Pitching our cosy tent, we huddled inside after a short while, fearing for our skin after the mosquitos descended on us, a major army of world war proportions that slightly killed the romantic mood of the evening. Waking up the next day, we set off early to hike towards Emerald Lake, along Yoho Pass and onto Burgess Pass; a winding, woodland trail that opened out to reveal a stunning view over to Emerald Glacier. Feeling the height at nearly 2200m, we puffed our way along, time needed before any running might be possible! Emerald Lake came into view and it’s certainly the most striking of points to see it. The mighty Emerald Peak towers over the luminous lake and left us curious about climbing routes. We cut down sharply from Burgess Pass, a network of rooty, switchback trails that took us towards the honeypot of tourists and expensive lodge living – a rude contrast to the peaceful trails on the mountainside. We were greeted only by a group of European hikers marching with their mammoth-sized daysacks and making colourful comments about our choice of Five Finger footwear. Soon we hit the side of the lake and I lured myself toward to the smell of coffee and a pit stop.
Emerald itself is incredible to see, I swear someone is feeding that water with something wacky and wild for it to be that colour. We didn’t decide to stay too long though, shooed away by screaming children and hordes of holidaymakers enjoying the morning. I wished I had a kayak or a SUP at that point, to be able to take off into the water and see the mountains surrounding us.

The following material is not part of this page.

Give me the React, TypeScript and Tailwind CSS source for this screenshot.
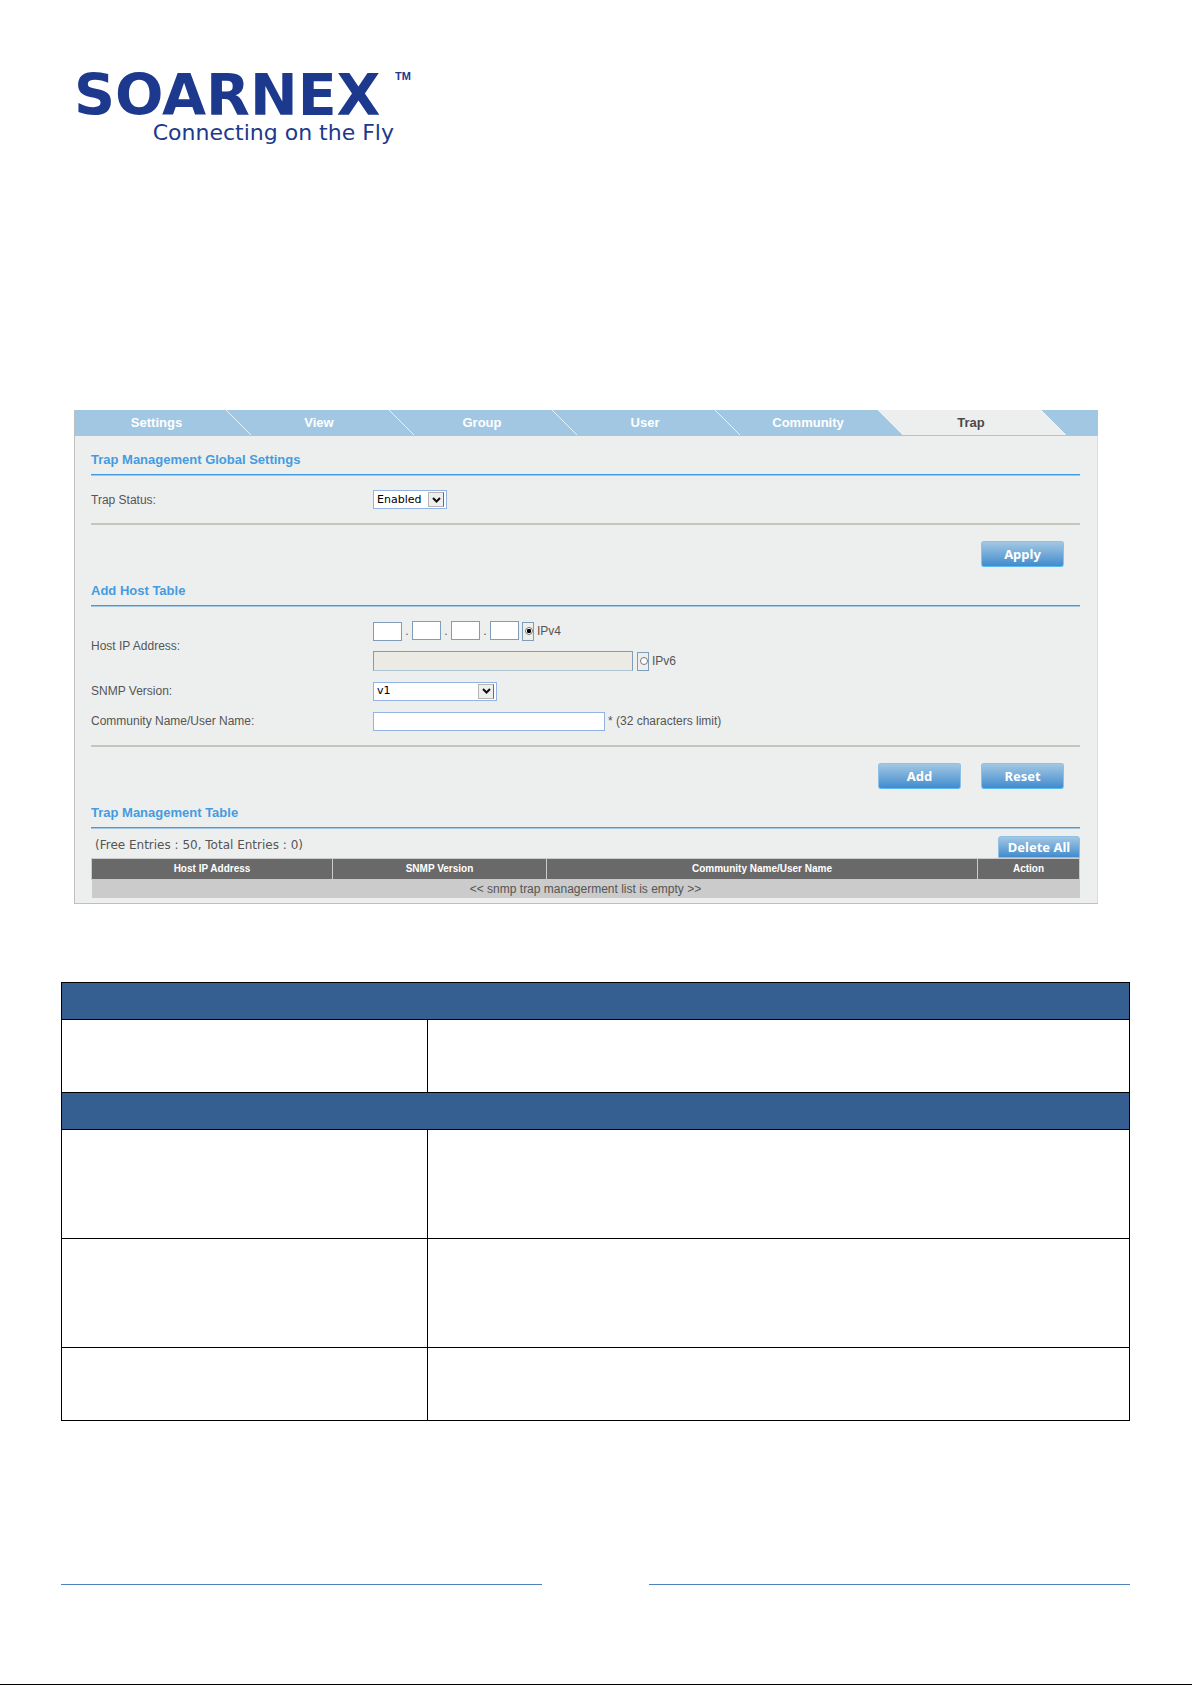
import type { ReactNode } from "react";

const tabs = ["Settings", "View", "Group", "User", "Community", "Trap"];
const octets = ["first", "second", "third", "fourth"];

const columns = [
  { label: "Host IP Address", width: "w-[241px]" },
  { label: "SNMP Version", width: "w-[214px]" },
  { label: "Community Name/User Name", width: "w-auto" },
  { label: "Action", width: "w-[102px]" },
];

function Logo() {
  return (
    <svg
      width="350"
      height="106"
      viewBox="0 0 350 106"
      fill="#1c398e"
      fontFamily="'DejaVu Sans', sans-serif"
      role="img"
      aria-label="SOARNEX Connecting on the Fly"
    >
      <text x="0" y="68" fontSize="57" fontWeight="700">
        SOARNEX
      </text>
      <text
        x="337"
        y="33"
        fontSize="11"
        fontWeight="700"
        fontFamily="'Liberation Sans', sans-serif"
        textAnchor="end"
      >
        TM
      </text>
      <text x="320" y="93" fontSize="22" textAnchor="end">
        Connecting on the Fly
      </text>
    </svg>
  );
}

function Slant({ left, right }: { left: string; right: string }) {
  return (
    <svg width="25" height="25" viewBox="0 0 25 25" className="shrink-0">
      <path d="M0 0H25V25H0Z" fill={right} />
      <path d="M0 0L25 25H0Z" fill={left} />
      <path d="M0 0L25 25" stroke="#e8f1f7" strokeWidth="1" />
    </svg>
  );
}

function TabBar() {
  return (
    <nav className="flex h-[25px] bg-[#a2c7e3]">
      {tabs.map((tab, i) => {
        const active = tab === "Trap";
        const nextActive = tabs[i + 1] === "Trap";
        return (
          <div
            key={tab}
            className={`flex basis-0 ${i === 0 ? "grow-[176]" : "grow-[163]"}`}
          >
            <a
              href="#"
              className={`flex-1 text-center text-[13px] leading-[25px] font-bold ${
                i === 0 ? "pl-3" : "pr-0.5"
              } ${active ? "bg-[#edefee] text-[#4a4a4a]" : "text-white"}`}
            >
              {tab}
            </a>
            <Slant
              left={active ? "#edefee" : "#a2c7e3"}
              right={nextActive ? "#edefee" : "#a2c7e3"}
            />
          </div>
        );
      })}
      <div className="grow-[32] basis-0"></div>
    </nav>
  );
}

function Heading({ children }: { children: ReactNode }) {
  return (
    <div className="border-b border-[#a2c7e3]">
      <h2 className="border-b border-[#459bdf] pb-0.5 text-[13px] leading-6 font-bold text-[#459bdf]">
        {children}
      </h2>
    </div>
  );
}

function Button({ children }: { children: ReactNode }) {
  return (
    <button className="h-[26px] w-[83px] rounded-[3px] border border-[#8fc0e6] border-b-[#5cb8f0] bg-linear-to-b from-[#a2c7e3] to-[#3f8ccd] font-['Noto_Sans',sans-serif] text-[13px] leading-5 font-bold text-white">
      {children}
    </button>
  );
}

function Select({ id, value, width }: { id: string; value: string; width: string }) {
  return (
    <div className={`relative h-[19px] ${width}`}>
      <select
        id={id}
        className="block h-full w-full appearance-none border border-[#92b3e3] bg-white pl-[3px] font-['DejaVu_Sans',sans-serif] text-[11px] leading-4 text-black"
      >
        <option>{value}</option>
      </select>
      <span className="pointer-events-none absolute top-[2px] right-[3px] flex h-[15px] w-4 items-center justify-center border border-[#b5b5b5] border-r-[#6b6b6b] bg-[#efefef]">
        <svg width="9" height="6" viewBox="0 0 9 6" fill="none">
          <path d="M1 1L4.5 4.5L8 1" stroke="#111" strokeWidth="2" />
        </svg>
      </span>
    </div>
  );
}

function Version({ label, checked }: { label: string; checked?: boolean }) {
  return (
    <label className="flex items-center gap-[3px]">
      <span className="flex h-[19px] w-3 items-center justify-end border border-[#7f9db9]">
        <input
          type="radio"
          name="ip-version"
          defaultChecked={checked}
          className="h-2 w-2 appearance-none rounded-full border border-[#777] bg-white checked:bg-[radial-gradient(#000_45%,#fff_60%)]"
        />
      </span>
      {label}
    </label>
  );
}

function TrapPanel() {
  return (
    <section className="mr-8 ml-[13px] border-b border-l border-[#bfbfbf] font-['Liberation_Sans',Arial,sans-serif] text-xs leading-5 text-[#555]">
      <TabBar />
      <div className="border-t border-r border-t-[#bfbfbf] border-r-[#dcdcdc] bg-[#edefee] pt-3 pr-[17px] pb-[5px] pl-4">
        <Heading>Trap Management Global Settings</Heading>
        <div className="flex h-[47px] items-center">
          <label htmlFor="status" className="w-[282px]">
            Trap Status:
          </label>
          <Select id="status" value="Enabled" width="w-[74px]" />
        </div>
        <hr className="border-t-2 border-[#c5c5bd]" />
        <div className="flex justify-end pt-4 pr-4 pb-3">
          <Button>Apply</Button>
        </div>

        <Heading>Add Host Table</Heading>
        <div className="flex pt-[14px]">
          <span className="w-[282px] self-center">Host IP Address:</span>
          <div className="flex flex-col gap-[10px]">
            <div className="flex h-5 items-center">
              {octets.map((octet, i) => (
                <div key={octet} className="flex">
                  {i > 0 && <span className="w-[10px] text-center">.</span>}
                  <input
                    aria-label={`Host IP ${octet} octet`}
                    className="h-[19px] w-[29px] border border-[#7f9db9] bg-white"
                  />
                </div>
              ))}
              <div className="pl-[3px]">
                <Version label="IPv4" checked />
              </div>
            </div>
            <div className="flex h-5 items-center gap-1">
              <input
                aria-label="Host IPv6 address"
                disabled
                className="h-5 w-[260px] border border-[#7f9db9] border-b-[#b0c4d8] bg-[#ebebe4]"
              />
              <Version label="IPv6" />
            </div>
          </div>
        </div>
        <div className="flex flex-col gap-[10px] py-[10px]">
          <div className="flex h-5 items-center">
            <label htmlFor="snmp" className="w-[282px]">
              SNMP Version:
            </label>
            <Select id="snmp" value="v1" width="w-[124px]" />
          </div>
          <div className="flex h-5 items-center">
            <label htmlFor="community" className="w-[282px]">
              Community Name/User Name:
            </label>
            <input
              id="community"
              className="mr-[3px] h-[19px] w-[232px] border border-[#92b3e3] bg-white"
            />
            * (32 characters limit)
          </div>
        </div>
        <hr className="mt-1 border-t-2 border-[#c5c5bd]" />
        <div className="flex justify-end gap-5 pt-4 pr-4 pb-3">
          <Button>Add</Button>
          <Button>Reset</Button>
        </div>

        <Heading>Trap Management Table</Heading>
        <div className="flex items-end justify-between pt-[7px] pl-1">
          <p className="self-start font-['DejaVu_Sans',sans-serif] text-xs leading-[18px]">
            (Free Entries : 50, Total Entries : 0)
          </p>
          <button className="h-[22px] w-[82px] rounded-t-[3px] border border-[#8fc0e6] bg-linear-to-b from-[#a2c7e3] to-[#3f8ccd] font-['Noto_Sans',sans-serif] text-[13px] leading-5 font-bold text-white">
            Delete All
          </button>
        </div>
        <table className="w-full table-fixed border-collapse">
          <thead>
            <tr className="h-[21px] border border-[#cbcbcb] bg-[#696969]">
              {columns.map((column) => (
                <th
                  key={column.label}
                  className={`border-x border-[#cbcbcb] p-0 text-[10px] leading-4 font-bold text-white ${column.width}`}
                >
                  {column.label}
                </th>
              ))}
            </tr>
          </thead>
          <tbody>
            <tr className="bg-[#cbcbcb]">
              <td colSpan={4} className="p-0 text-center leading-[18px]">
                &lt;&lt; snmp trap managerment list is empty &gt;&gt;
              </td>
            </tr>
          </tbody>
        </table>
      </div>
    </section>
  );
}

// Description table: shaded rows span both columns
const rows = [
  { shaded: true, height: "h-[37px]" },
  { shaded: false, height: "h-[73px]" },
  { shaded: true, height: "h-[37px]" },
  { shaded: false, height: "h-[109px]" },
  { shaded: false, height: "h-[109px]" },
  { shaded: false, height: "h-[73px]" },
];

export default function App() {
  return (
    <div className="flex flex-col border-b border-black bg-white">
      <header className="px-[74px] pt-[47px]">
        <Logo />
      </header>
      <main className="pt-[257px] pr-[62px] pl-[61px]">
        <TrapPanel />
        <table className="mt-[78px] w-full table-fixed border-collapse border border-black">
          <colgroup>
            <col className="w-[366px]" />
            <col />
          </colgroup>
          <tbody>
            {rows.map((row, i) => (
              <tr key={i} className={row.height}>
                {row.shaded ? (
                  <td colSpan={2} className="border border-black bg-[#365f91]"></td>
                ) : (
                  <>
                    <td className="border border-black"></td>
                    <td className="border border-black"></td>
                  </>
                )}
              </tr>
            ))}
          </tbody>
        </table>
      </main>
      <footer className="flex gap-[107px] pt-[163px] pr-[62px] pb-[99px] pl-[61px]">
        <div className="flex-1 border-t border-[#4f81bd]"></div>
        <div className="flex-1 border-t border-[#4f81bd]"></div>
      </footer>
    </div>
  );
}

Hiking back to join Yoho Pass, we climbed quickly and steeply, the boulders and technical trail making work of our legs as we hit the top of the pass. After an hour or so, delinked back to our camp spot and checking inside for awaiting bears… packing up our kit, we took off back down the pass towards our starting point, a near total of 30km covered to bed the legs in for my up-coming OCC race in August. Thankfully Yogi didn’t show up this time.